Our knowledge of genetics is too poor at the moment to create a new biological function I think.
But it's gonna be super big in this century, maybe as big as condensed matter was in the 20th (branch of quantum physics that lead to transistors, processors etc...) : )
Nature article: "A semi-synthetic organism with an expanded genetic alphabet"
"Organisms are defined by the information encoded in their genomes, and since the origin of life this information has been encoded using a two-base-pair genetic alphabet (A–T and G–C).
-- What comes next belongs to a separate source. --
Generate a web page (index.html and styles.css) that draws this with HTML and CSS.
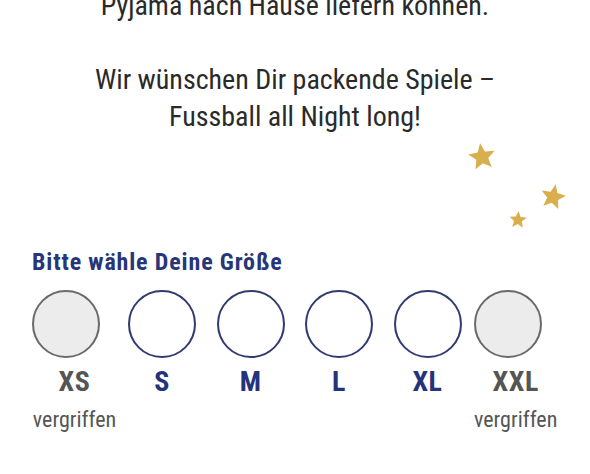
FILE: index.html
```html
<!DOCTYPE html>
<html lang="de">
<head>
    <meta charset="UTF-8">
    <meta name="viewport" content="width=device-width, initial-scale=1.0">
    <title>Pyjama – Grösse wählen</title>
    <link rel="stylesheet" href="styles.css">
</head>
<body>
    <div class="intro">
        <p class="intro-text first">Pyjama nach Hause liefern können.</p>
        <p class="intro-text">Wir wünschen Dir packende Spiele –<br>Fussball all Night long!</p>
    </div>

    <svg class="stars" width="590" height="113" viewBox="0 0 590 113">
        <defs>
            <polygon id="star" points="0,-1 0.265,-0.364 0.951,-0.309 0.428,0.139 0.588,0.809 0,0.45 -0.588,0.809 -0.428,0.139 -0.951,-0.309 -0.265,-0.364"></polygon>
        </defs>
        <use href="#star" fill="#d9af4d" transform="translate(482 22) rotate(-8) scale(14)"></use>
        <use href="#star" fill="#d9af4d" transform="translate(553 62) rotate(12) scale(13)"></use>
        <use href="#star" fill="#d9af4d" transform="translate(518 85) rotate(4) scale(9)"></use>
    </svg>

    <h2 class="size-title">Bitte wähle Deine Größe</h2>

    <div class="sizes">
        <div class="size sold-out first">
            <span class="circle"></span>
            <span class="size-label">XS</span>
            <span class="size-note">vergriffen</span>
        </div>
        <div class="size">
            <span class="circle"></span>
            <span class="size-label">S</span>
        </div>
        <div class="size">
            <span class="circle"></span>
            <span class="size-label">M</span>
        </div>
        <div class="size">
            <span class="circle"></span>
            <span class="size-label">L</span>
        </div>
        <div class="size">
            <span class="circle"></span>
            <span class="size-label">XL</span>
        </div>
        <div class="size sold-out last">
            <span class="circle"></span>
            <span class="size-label">XXL</span>
            <span class="size-note">vergriffen</span>
        </div>
    </div>
</body>
</html>
```

FILE: styles.css
```css
body {
    margin: 0;
    background-color: #ffffff;
    font-family: Roboto, "Liberation Sans", sans-serif;
    font-stretch: condensed;
    color: #2a2a2a;
    overflow: hidden;
}

.intro {
    text-align: center;
}

.intro-text {
    margin: 0;
    font-size: 28px;
    line-height: 37px;
}

.intro-text.first {
    margin-top: -13px;
    margin-bottom: 37px;
}

.stars {
    display: block;
}

.size-title {
    margin: 0;
    padding-left: 32px;
    font-size: 24px;
    line-height: 28px;
    font-weight: 700;
    letter-spacing: 0.85px;
    color: #283679;
}

/* size picker */
.sizes {
    display: flex;
    margin-top: 14px;
    padding-left: 32px;
    gap: 20.5px;
}

.size {
    display: flex;
    flex-direction: column;
    align-items: flex-start;
    text-align: center;
}

.size.first {
    min-width: 85px;
    margin-right: -9.5px;
}

.size.last {
    margin-left: -8px;
}

.circle {
    display: block;
    width: 68px;
    height: 68px;
    box-sizing: border-box;
    border: 2px solid #303b70;
    border-radius: 50%;
    background-color: #ffffff;
}

.size-label {
    display: block;
    align-self: stretch;
    margin-top: 8px;
    font-size: 28px;
    line-height: 32px;
    font-weight: 700;
    letter-spacing: 0.5px;
    color: #25347a;
}

.size-note {
    display: block;
    align-self: stretch;
    margin-top: 9px;
    font-size: 22px;
    line-height: 26px;
    color: #555555;
}

.sold-out .circle {
    border-color: #6a6a6a;
    background-color: #ececec;
}

.sold-out .size-label {
    color: #555555;
}
```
In vitro, the alphabet has been expanded to include several unnatural base pairs (UBPs)1, 2, 3. We have developed a class of UBPs formed between nucleotides bearing hydrophobic nucleobases, exemplified by the pair formed between d5SICS and dNaM (d5SICS–dNaM), which is efficiently PCR-amplified1 and transcribed4, 5in vitro, and whose unique mechanism of replication has been characterized6, 7. However, expansion of an organism’s genetic alphabet presents new and unprecedented challenges: the unnatural nucleoside triphosphates must be available inside the cell; endogenous polymerases must be able to use the unnatural triphosphates to faithfully replicate DNA containing the UBP within the complex cellular milieu; and finally, the UBP must be stable in the presence of pathways that maintain the integrity of DNA. Here we show that an exogenously expressed algal nucleotide triphosphate transporter efficiently imports the triphosphates of both d5SICS and dNaM (d5SICSTP and dNaMTP) into Escherichia coli, and that the endogenous replication machinery uses them to accurately replicate a plasmid containing d5SICS–dNaM. Neither the presence of the unnatural triphosphates nor the replication of the UBP introduces a notable growth burden. Lastly, we find that the UBP is not efficiently excised by DNA repair pathways. Thus, the resulting bacterium is the first organism to propagate stably an expanded genetic alphabet."